Me: “In an institution?”
Mom: “Yes. They think we need to call the authorities so that they can come and get [YB] to take him somewhere and be observed.”
Me: “Exactly one week ago, we were talking about this very thing for [sister]. What ever became of that?”
I was speaking of my mother’s efforts to have my Nsister, who during a conversation with NMom about how nobody cared about her, threatened suicide and harm to her twin girls, evaluated by a mental health professional. My mother, a RN of 35 years, and former supervisor of a state mental health hospital, knows the protocol for assessing threats of harm. When she came to me for input regarding the next course of action, I asked my mother if my sister mentioned having a plan for her suicide, or if my sister seemed emotional vs. calm with resolve. At the time, I reminded my mother of my sister’s children’s fathers, both of whom would use the threat of suicide to manipulate and control her. I urged my mother to have her evaluated by a professional because the threat is so serious, if she didn’t do something about it, she would regret it if something terrible happened to sister or the babies.
Mom, (in an increasingly irritated tone): Well, we have bigger fish to fry, now!! Plus, like you said earlier, she was probably just faking the suicide threat. She even admitted to saying it to get us to pay more attention to her. She said, ‘Mom, look at what lengths I have to go to get you to pay more attention to me.’

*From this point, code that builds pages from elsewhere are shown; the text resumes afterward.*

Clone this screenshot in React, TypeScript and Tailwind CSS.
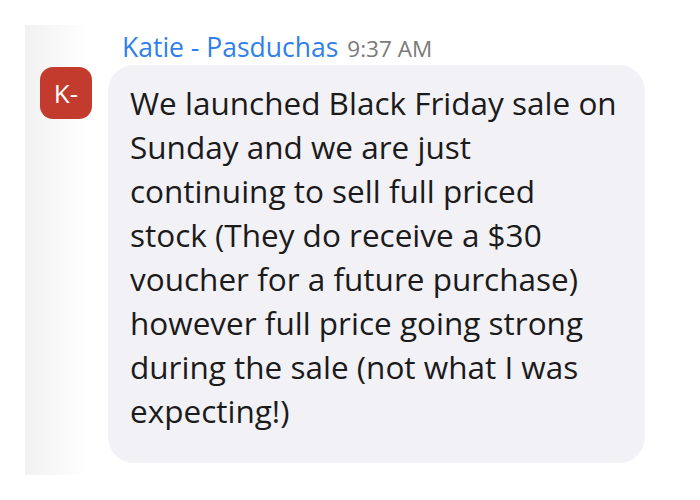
const lines = [
  'We launched Black Friday sale on',
  'Sunday and we are just',
  'continuing to sell full priced',
  'stock (They do receive a $30',
  'voucher for a future purchase)',
  'however full price going strong',
  'during the sale (not what I was',
  'expecting!)',
];

export default function App() {
  return (
    <div className="w-[700px] h-[500px] bg-white p-[25px] font-['Open_Sans',sans-serif]">
      <div className="h-[450px] flex bg-[linear-gradient(to_right,#f1f1f1_0px,#fbfbfb_45px,#ffffff_65px)] pl-[15px] pt-[4px]">
        <div className="w-[52px] h-[52px] mt-[38px] rounded-[13px] bg-[#c23b2c] flex items-center justify-center text-white text-[26px] shrink-0">
          K-
        </div>
        <div className="ml-[16px] flex flex-col">
          <div className="pl-[14px] h-[36px] flex items-baseline gap-[9px]">
            <span className="text-[26.5px] leading-[36px] text-[#2f80ed]">Katie - Pasduchas</span>
            <span className="text-[22.5px] leading-[36px] text-[#7a7a7a]">9:37 AM</span>
          </div>
          <div className="w-[537px] h-[398px] rounded-[26px] bg-[#f2f1f6] pl-[22px] pt-[16px]">
            {lines.map((l) => (
              <div key={l} className="text-[31.5px] leading-[44px] text-[#1b1b1b] whitespace-nowrap">
                {l}
              </div>
            ))}
          </div>
        </div>
      </div>
    </div>
  );
}
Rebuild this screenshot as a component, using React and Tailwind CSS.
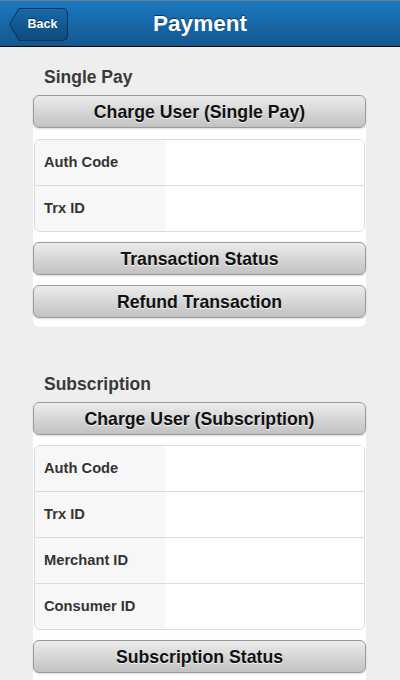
import React from "react";

function Btn({ children }) {
  return (
    <div className="h-[33px] pt-[2px] rounded-[6px] border border-[#9a9a9a] bg-gradient-to-b from-[#ececec] to-[#c2c2c2] flex items-center justify-center text-[17.7px] font-bold text-[#111] [text-shadow:0_1px_0_#f3f3f3] shadow-[0_1px_2px_rgba(0,0,0,0.15)]">
      {children}
    </div>
  );
}

function List({ rows }) {
  return (
    <div className="mx-[1px] rounded-[6px] border border-[#dcdcdc] overflow-hidden bg-white">
      {rows.map((r, i) => (
        <div
          key={r}
          className={
            "flex " + (i > 0 ? "h-[46px] border-t border-[#dcdcdc]" : "h-[45px]")
          }
        >
          <div className="w-[130px] bg-[#f7f7f7] flex items-center pl-[9px] text-[14.7px] font-bold text-[#333]">
            {r}
          </div>
          <div className="flex-1 bg-white" />
        </div>
      ))}
    </div>
  );
}

export default function App() {
  return (
    <div className="w-[400px] h-[680px] overflow-hidden bg-[#eeeeee] font-['Liberation_Sans',Arial,sans-serif]">
      <header className="relative h-[47px] border-t border-[#6b7a88] border-b border-b-[#0b0b0b] bg-gradient-to-b from-[#1b79c1] to-[#13578f] flex items-center justify-center">
        <div className="absolute left-[8px] top-[6px] w-[61px] h-[35px]">
          <svg width="61" height="35" viewBox="0 0 61 35" className="absolute inset-0">
            <defs>
              <linearGradient id="bk" x1="0" y1="0" x2="0" y2="1">
                <stop offset="0" stopColor="#1769aa" />
                <stop offset="1" stopColor="#0e4a7d" />
              </linearGradient>
            </defs>
            <path
              d="M11 1.5 L54 1.5 Q59.5 1.5 59.5 7 L59.5 28 Q59.5 33.5 54 33.5 L11 33.5 L1.5 17.5 Z"
              fill="url(#bk)"
              stroke="#0a2f52"
              strokeWidth="1"
            />
          </svg>
          <div className="absolute inset-0 pl-[8px] flex items-center justify-center text-[12.5px] font-bold text-white [text-shadow:0_-1px_0_#0a3050]">
            Back
          </div>
        </div>
        <div className="text-[22.5px] font-bold text-white [text-shadow:0_-1px_1px_#08345a]">
          Payment
        </div>
      </header>

      <main className="pl-[33px] pr-[34px] pt-[19px]">
        <div className="h-[22px] leading-[22px] pl-[11px] text-[17.5px] font-bold text-[#3a3a3a] mb-[7px]">
          Single Pay
        </div>
        <div className="bg-white rounded-[6px] pb-[9px] flex flex-col">
          <Btn>Charge User (Single Pay)</Btn>
          <div className="h-[11px]" />
          <List rows={["Auth Code", "Trx ID"]} />
          <div className="h-[10px]" />
          <Btn>Transaction Status</Btn>
          <div className="h-[10px]" />
          <Btn>Refund Transaction</Btn>
        </div>

        <div className="mt-[46px] h-[22px] leading-[22px] pl-[11px] text-[17.5px] font-bold text-[#3a3a3a] mb-[7px]">
          Subscription
        </div>
        <div className="bg-white rounded-[6px] pb-[20px] flex flex-col">
          <Btn>Charge User (Subscription)</Btn>
          <div className="h-[10px]" />
          <List rows={["Auth Code", "Trx ID", "Merchant ID", "Consumer ID"]} />
          <div className="h-[10px]" />
          <Btn>Subscription Status</Btn>
        </div>
      </main>
    </div>
  );
}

Quickly she returns to her story about YB. When I spoke to your brother, he told me he was trying to clean up to prepare for his kids coming over for Christmas. He became disgusted by the state of the refrigerator and he began to get on your Dad about the mess. Dad remained calm in demeanor at the time, but his words were reckless and mean, saying he would never see his kids, knowing that YB has seizures and cannot drive for six months at a time, depending on his Dad for a ride everywhere. Your father’s hoard is becoming huge with multiple refrigerators in the den where YB wants to put up his Christmas tree. And the smell and mess is not sanitary for young children. And your Dad has a way of tearing you down with his mouth. He degrades you and makes you feel small. He praises everyone else but you. I was never a good mother. Other kids were perfect and he would tell me that they must be doing something right and me something wrong. He would tell YB, he would never amount to anything.

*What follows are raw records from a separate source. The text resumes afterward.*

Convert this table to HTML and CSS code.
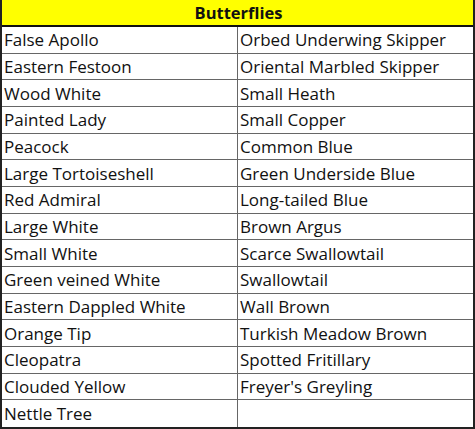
FILE: index.html
```html
<!DOCTYPE html>
<html>
<head>
<meta charset="utf-8">
<link rel="stylesheet" href="styles.css">
</head>
<body>
<div class="sheet">
  <div class="head">Butterflies</div>
  <div class="grid">
    <div class="c">False Apollo</div><div class="c">Orbed Underwing Skipper</div>
    <div class="c">Eastern Festoon</div><div class="c">Oriental Marbled Skipper</div>
    <div class="c">Wood White</div><div class="c">Small Heath</div>
    <div class="c">Painted Lady</div><div class="c">Small Copper</div>
    <div class="c">Peacock</div><div class="c">Common Blue</div>
    <div class="c">Large Tortoiseshell</div><div class="c">Green Underside Blue</div>
    <div class="c">Red Admiral</div><div class="c">Long-tailed Blue</div>
    <div class="c">Large White</div><div class="c">Brown Argus</div>
    <div class="c">Small White</div><div class="c">Scarce Swallowtail</div>
    <div class="c">Green veined White</div><div class="c">Swallowtail</div>
    <div class="c">Eastern Dappled White</div><div class="c">Wall Brown</div>
    <div class="c">Orange Tip</div><div class="c">Turkish Meadow Brown</div>
    <div class="c">Cleopatra</div><div class="c">Spotted Fritillary</div>
    <div class="c">Clouded Yellow</div><div class="c">Freyer's Greyling</div>
    <div class="c">Nettle Tree</div><div class="c"></div>
  </div>
</div>
</body>
</html>
```
FILE: styles.css
```css
html, body { margin: 0; padding: 0; background: #fff; }
.sheet {
  width: 475px;
  height: 429px;
  box-sizing: border-box;
  border-left: 2px solid #222;
  border-right: 2px solid #222;
  border-bottom: 2px solid #222;
  display: flex;
  flex-direction: column;
  font-family: "Open Sans", "Liberation Sans", sans-serif;
  color: #111;
}
.head {
  height: 25px;
  background: #ffff00;
  border-bottom: 2px solid #111;
  text-align: center;
  font-weight: bold;
  font-size: 16.5px;
  line-height: 25px;
  padding-left: 2px;
}
.grid {
  flex: 1;
  display: grid;
  grid-template-columns: 236px 1fr;
  grid-template-rows: repeat(15, 1fr);
}
.c {
  font-size: 17px;
  padding-left: 2px;
  display: flex;
  align-items: center;
  border-bottom: 1px solid #666;
  white-space: nowrap;
}
.c:nth-child(odd) { border-right: 1px solid #666; }
.c:nth-last-child(-n+2) { border-bottom: none; }
```
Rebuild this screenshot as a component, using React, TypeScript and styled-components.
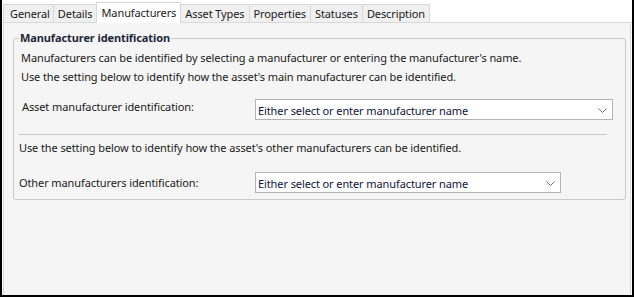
import React from "react";
import styled, { createGlobalStyle } from "styled-components";

const GlobalStyle = createGlobalStyle`
    body {
        margin: 0;
        background: #ffffff;
        font-family: "Noto Sans", "Open Sans", sans-serif;
        font-size: 11px;
        letter-spacing: -0.1px;
        color: #1a1a1a;
    }
`;

const tabs = [
    "General",
    "Details",
    "Manufacturers",
    "Asset Types",
    "Properties",
    "Statuses",
    "Description"
];

const Chevron: React.FC = () => (
    <svg width="9" height="5" viewBox="0 0 9 5">
        <path d="M0.5 0.5 L4.5 4.5 L8.5 0.5" fill="none" stroke="#707070" strokeWidth="1" />
    </svg>
);

interface ComboProps {
    value: string;
    width: number;
}

const Combo: React.FC<ComboProps> = ({ value, width }) => (
    <ComboBox style={{ width }}>
        <ComboText>{value}</ComboText>
        <Chevron />
    </ComboBox>
);

const App: React.FC = () => {
    const active = "Manufacturers";

    return (
        <>
            <GlobalStyle />
            <Frame>
                <TabStrip>
                    {tabs.map((t) => (
                        <Tab key={t} active={t === active}>
                            {t}
                        </Tab>
                    ))}
                </TabStrip>
                <Panel>
                    <GroupBox>
                        <Legend>Manufacturer identification</Legend>
                        <Para indent={2}>
                            Manufacturers can be identified by selecting a manufacturer or entering the manufacturer's name.
                        </Para>
                        <Para indent={2}>
                            Use the setting below to identify how the asset's main manufacturer can be identified.
                        </Para>
                        <Row top={13}>
                            <Label indent={3}>Asset manufacturer identification:</Label>
                            <Combo value="Either select or enter manufacturer name" width={358} />
                        </Row>
                        <Separator />
                        <Para indent={0} top={3}>
                            Use the setting below to identify how the asset's other manufacturers can be identified.
                        </Para>
                        <Row top={15} center>
                            <Label indent={0}>Other manufacturers identification:</Label>
                            <Combo value="Either select or enter manufacturer name" width={306} />
                        </Row>
                    </GroupBox>
                </Panel>
            </Frame>
        </>
    );
};

const Frame = styled.div`
    box-sizing: border-box;
    width: 634px;
    height: 297px;
    display: flex;
    flex-direction: column;
    padding-left: 1px;
    border-left: 2px solid #000;
    border-right: 2px solid #000;
    border-bottom: 2px solid #000;
    background: #fff;
`;

const TabStrip = styled.div`
    display: flex;
    align-items: flex-end;
    height: 22px;
    position: relative;
    z-index: 1;
`;

const Tab = styled("div")<{ active: boolean }>`
    box-sizing: border-box;
    height: ${(p) => (p.active ? "21px" : "18px")};
    margin-bottom: ${(p) => (p.active ? "-1px" : "0")};
    margin-left: -1px;
    padding: 0 4px;
    display: flex;
    align-items: center;
    justify-content: center;
    padding-bottom: ${(p) => (p.active ? "2px" : "0")};
    border: 1px solid #d9d9d9;
    border-bottom: none;
    background: ${(p) => (p.active ? "#ffffff" : "#f0f0f0")};
    color: #1a1a1a;
    white-space: nowrap;
    position: relative;
    z-index: ${(p) => (p.active ? 2 : 1)};

    &:first-child {
        margin-left: 0;
        padding-left: 6px;
        padding-right: 3px;
    }
`;

const Panel = styled.div`
    flex: 1;
    box-sizing: border-box;
    margin-right: 1px;
    border: 1px solid #d9d9d9;
    border-bottom: none;
    background: #f5f5f5;
    padding: 0 4px 0 9px;
`;

const GroupBox = styled.fieldset`
    margin: 7px 0 0 0;
    padding: 0 9px 6px 5px;
    border: 1px solid #c9c9c9;
    border-radius: 3px;
    min-width: 0;
`;

const Legend = styled.legend`
    padding: 0 1px;
    font-weight: 700;
    line-height: 16px;
    color: #1e2738;
`;

const Para = styled("div")<{ indent: number; top?: number }>`
    margin-top: ${(p) => (p.top !== undefined ? p.top : 2)}px;
    padding-left: ${(p) => p.indent}px;
    line-height: 19px;
    white-space: nowrap;

    & + & {
        margin-top: 0;
    }
`;

const Row = styled("div")<{ top: number; center?: boolean }>`
    display: grid;
    grid-template-columns: 236px auto;
    align-items: ${(p) => (p.center ? "center" : "start")};
    margin-top: ${(p) => p.top}px;
`;

const Label = styled("div")<{ indent: number }>`
    padding-left: ${(p) => p.indent}px;
    line-height: 16px;
    white-space: nowrap;
`;

const ComboBox = styled.div`
    box-sizing: border-box;
    height: 21px;
    display: flex;
    align-items: center;
    justify-content: space-between;
    padding: 1px 5px 0 2px;
    border: 1px solid #b3b3b3;
    background: #ffffff;
`;

const ComboText = styled.span`
    color: #10133a;
    white-space: nowrap;
`;

const Separator = styled.div`
    height: 1px;
    margin: 14px 9px 0 0;
    background: #c9c9c9;
`;

export default App;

Me: Two weeks ago, when Dad lost his job, you mentioned feeling extremely sorry for him. Do you still feel that way, or no longer?
Mom (stuttering): I…I…I.. don’t know. I guess it’s my compassion for people in general. When I got your father to move in with your brother he was living in a 1 room studio apartment with a turned over sofa with a blanket, a jar to pee in, and the bed… He had a smell about him. He brushed his teeth in the kitchen sink. One time, when he was still pasturing that church, he stayed in a hotel after he lost our old house, then he stayed in his car for a while, then he started sleeping in the back of the church. They had to have a meeting to have him removed from the back of the church. There have been some pitiful times where he’s been like a homeless bum…

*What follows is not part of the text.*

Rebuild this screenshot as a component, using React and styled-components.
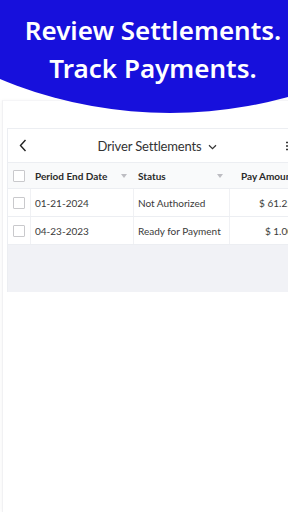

And sometimes I feel like, he’s your father!! How can I let him be homeless?! I mean he had holes in the bottoms of his shoes and his clothes weren’t taken care of!
How can you let your children’s father be a bum on the street? It’s my compassion, I guess… But I do think your Dad needs to move away from [YB] because whatever they are going through is not good. Dad with his problems. Aunt E and her problems… It’s too much for your brother.